Prior to 1995, more than one-third of Cambridge housing was subject to rent control — those units rented at 25-40 percent below what other comparable units did. After rent control ended, property values in Cambridge rose significantly: 18-25 percent for previously rent-controlled units and 12 percent for units that had not previously been rent controlled. The researchers studied this in a 2012 paper [PDF] on the spillover effect on the end of rent control that found that, overall, it accounted for nearly $2 billion of the value appreciations of Cambridge residential properties by 2004.
They then asked why this was. “What became so valuable about being in a neighborhood that used to have lots of rent control?” Palmer said.
They found there could be many reasons. “These neighborhoods had higher turnover, buildings were fixed up, dive bars became yoga studios and coffee shops, and people value this sort of upgrading of neighborhood amenities,” Palmer said. “People also suggested that the neighborhoods got safer.”
While the Cambridge Police agreed this was likely the case, no scientific research existed to corroborate the theory. Palmer, Autor, and Pathak set out to find out if it was true.
It was. They determined that crime dropped by an extra 16 percent because of the end of rent control, saving city residents on average $10-15 million annually. Of the $2 billion total appreciation of Cambridge housing value attributable to the end of rent control, approximately 10-15 percent, or $200 million, was due to public safety improvements.When the researchers drilled down further, they found that a reduction in violent crimes, specifically, resulted in the largest economic gains. That is because “avoiding violent crime is extremely important to residents of a city,” Palmer said. While the biggest value came from the reduction in violent crime, property crimes and public disturbances saw the biggest drop in terms of raw numbers.
Palmer, Autor, and Pathak found that the results were extremely local, also. “If a given block is gentrifying, the biggest effects are with a quarter mile of this block,” Palmer said.
So why did crime drop when gentrification happened in Cambridge? “According to the police, most of the people who commit crimes in Cambridge don’t live there, so it is probably not simply a story that criminals were priced out and moved away,” Palmer said. An optimistic interpretation is that crime went down overall, though that was outside the scope of the study. “There is evidence in the criminology and economics literatures that sometimes, when you disrupt violent social networks, crime declines in aggregate. For example, researchers found that when Chicago demolished certain public housing projects and former residents end up scattered, crime went down in total.”

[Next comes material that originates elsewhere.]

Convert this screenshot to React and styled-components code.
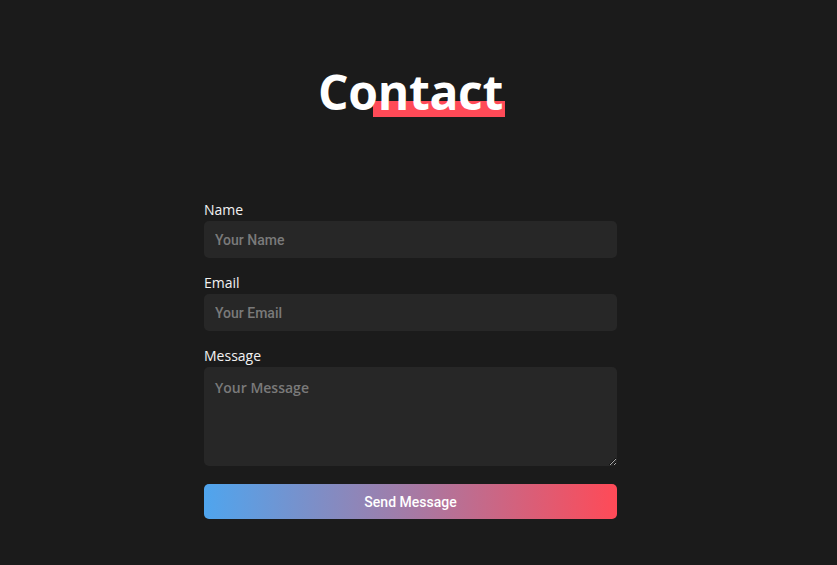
import styled, { createGlobalStyle } from "styled-components";

const GlobalStyle = createGlobalStyle`
  html, body {
    margin: 0;
    background: #1b1b1b;
  }
  * { box-sizing: border-box; }
`;

const App = () => {
  return <Page>
    <GlobalStyle />
    <Title>
      <span>Contact</span>
    </Title>

    <Form onSubmit={(e) => e.preventDefault()}>
      <Field>
        <Label htmlFor="name">Name</Label>
        <Input id="name" placeholder="Your Name" />
      </Field>
      <Field>
        <Label htmlFor="email">Email</Label>
        <Input id="email" placeholder="Your Email" />
      </Field>
      <Field $last>
        <Label htmlFor="message">Message</Label>
        <TextArea id="message" placeholder="Your Message" />
      </Field>
      <Button type="submit">Send Message</Button>
    </Form>
  </Page>
};

export default App;

const Page = styled.main`
  min-height: 565px;
  padding: 63px 16px 40px 0;
  display: flex;
  flex-direction: column;
  align-items: center;
  font-family: "Open Sans", sans-serif;
`;

const Title = styled.h1`
  margin: 0 0 81px;
  font-size: 48px;
  line-height: 58px;
  font-weight: 700;
  letter-spacing: -0.3px;
  color: #fff;
  isolation: isolate;

  span {
    position: relative;
    display: inline-block;
  }
  span::after {
    content: "";
    position: absolute;
    right: -2px;
    bottom: 4px;
    width: 132px;
    height: 16px;
    background: #ff4a57;
    z-index: -1;
  }
`;

const Form = styled.form`
  width: 413px;
  display: flex;
  flex-direction: column;
`;

const Field = styled.div`
  display: flex;
  flex-direction: column;
  margin-bottom: ${(p) => (p.$last ? "18px" : "17px")};
`;

const Label = styled.label`
  font-size: 14px;
  line-height: 16px;
  font-weight: 500;
  color: #f2f2f2;
  margin-bottom: 3px;
`;

const Input = styled.input`
  height: 37px;
  border: none;
  border-radius: 5px;
  background: #272727;
  color: #ddd;
  padding: 0 11px;
  font-family: Roboto, sans-serif;
  font-weight: 500;
  font-size: 14px;
  outline: none;

  &::placeholder {
    color: #7a7a7a;
  }
`;

const TextArea = styled.textarea`
  height: 99px;
  border: none;
  border-radius: 5px;
  background: #272727;
  color: #ddd;
  padding: 11px 11px;
  font-family: "Open Sans", sans-serif;
  font-weight: 600;
  font-size: 14px;
  outline: none;

  &::placeholder {
    color: #7a7a7a;
  }
`;

const Button = styled.button`
  height: 35px;
  border: none;
  border-radius: 5px;
  background: linear-gradient(90deg, #4fa5ee 0%, #9c7fad 45%, #ff4a57 100%);
  color: #fff;
  font-family: Roboto, sans-serif;
  font-weight: 500;
  font-size: 14px;
  cursor: pointer;
`;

Additionally, the researchers heard anecdotally from members of the police force that some of the new city residents installed alarm systems, better deadlocks, or barred first floor windows. These increased personal security measures could have contributed to the reduction in property crimes.

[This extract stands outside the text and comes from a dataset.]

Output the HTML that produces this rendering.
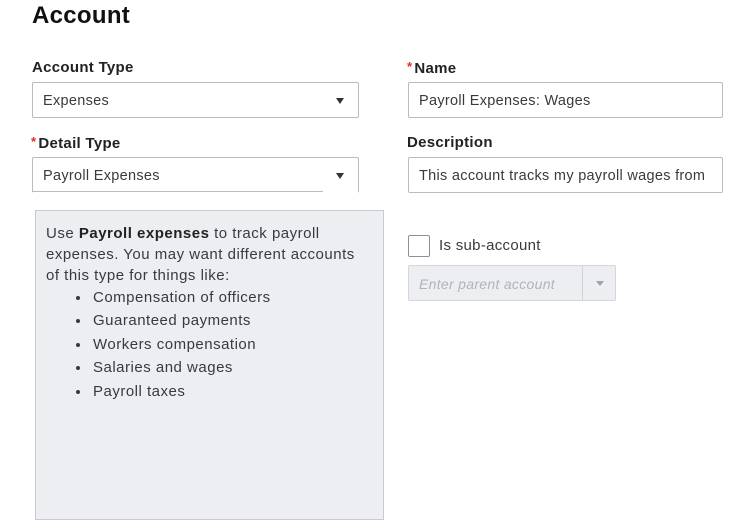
<!DOCTYPE html>
<html><head><style>
body{margin:0;width:753px;height:508px;background:#fff;font-family:"Liberation Sans",sans-serif;color:#393a3d;position:relative;overflow:hidden;letter-spacing:0.3px}
.a{position:absolute}
.lbl{font-size:15px;font-weight:bold;color:#222}
.st{color:#e0301e;font-size:13px;margin-right:2px;vertical-align:2px}
.box{position:absolute;border:1px solid #b8bcc2;border-radius:2px;box-sizing:border-box;height:36px;font-size:14.5px;line-height:36px;padding-left:10px;color:#393a3d;background:#fff}
.arr{position:absolute;right:14px;top:15px;width:0;height:0;border-left:4.5px solid transparent;border-right:4.5px solid transparent;border-top:6px solid #333}
ul{margin:0;padding-left:57px;list-style:disc}
li{height:23.4px;padding-left:0}
</style></head><body>
<div class="a" style="left:32px;top:2px;font-size:24px;font-weight:bold;color:#111">Account</div>
<div class="a lbl" style="left:32px;top:59px">Account Type</div>
<div class="box" style="left:32px;top:82px;width:327px">Expenses<div class="arr"></div></div>
<div class="a lbl" style="left:31px;top:134px"><span class="st">*</span>Detail Type</div>
<div class="box" style="left:32px;top:157px;width:327px;border-bottom-color:transparent">Payroll Expenses<div class="arr"></div></div>
<div class="a" style="left:32px;top:191px;width:291px;height:1px;background:#b8bcc2"></div>
<div class="a" style="left:35px;top:210px;width:349px;height:310px;background:#eceef1;border:1px solid #c8cbd0;box-sizing:border-box;font-size:15px;line-height:21px;padding:12px 24px 12px 10px;color:#393a3d;letter-spacing:0.5px">Use <b style="color:#222">Payroll expenses</b> to track payroll expenses. You may want different accounts of this type for things like:
<ul style="margin-left:-11px;line-height:23.4px;padding-left:56px"><li style="padding-left:2px">Compensation of officers</li><li style="padding-left:2px">Guaranteed payments</li><li style="padding-left:2px">Workers compensation</li><li style="padding-left:2px">Salaries and wages</li><li style="padding-left:2px">Payroll taxes</li></ul></div>
<div class="a lbl" style="left:407px;top:59px"><span class="st">*</span>Name</div>
<div class="box" style="left:408px;top:82px;width:315px">Payroll Expenses: Wages</div>
<div class="a lbl" style="left:407px;top:134px">Description</div>
<div class="box" style="left:408px;top:157px;width:315px;overflow:hidden;white-space:nowrap">This account tracks my payroll wages from</div>
<div class="a" style="left:408px;top:235px;width:22px;height:22px;border:1px solid #8d9096;border-radius:2px;box-sizing:border-box"></div>
<div class="a" style="left:439px;top:237px;font-size:15px;color:#393a3d">Is sub-account</div>
<div class="box" style="left:408px;top:265px;width:208px;background:#eceef1;border-color:#d4d7dc;color:#b0b3b8;font-style:italic;font-size:14px">Enter parent account
<div class="a" style="left:173px;top:0;width:1px;height:34px;background:#d0d3d8"></div>
<div class="a" style="left:187px;top:15px;width:0;height:0;border-left:4px solid transparent;border-right:4px solid transparent;border-top:5px solid #a0a3a8"></div></div>
</body></html>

The results weren’t all beneficial, though — the gentrifying neighborhoods experienced a 20 percent increase in turnover. This indicates that some people who previously lived in rent-controlled apartments were likely priced out of the area and did not reap the benefits of gentrification. The researchers don’t know if those people settled in comparable areas nearby or had to move farther way, but “the next frontier of gentrification research is looking at what happens to those who are displaced by neighborhood change,” Palmer said. To prevent displacement in the future, though, Palmer thinks that policymakers can reinvest some money from increased property taxes into rental vouchers that help those at risk of displacement.
While crime was already decreasing in Cambridge before the end of rent control, when the researchers compared Cambridge to peer cities around the U.S. with similar demographics, they found that Cambridge crime fell more. “This accelerated the urban renaissance that was happening in a lot of cities,” Palmer said. “We think a big part of that is the extra gentrification that happened in Cambridge.”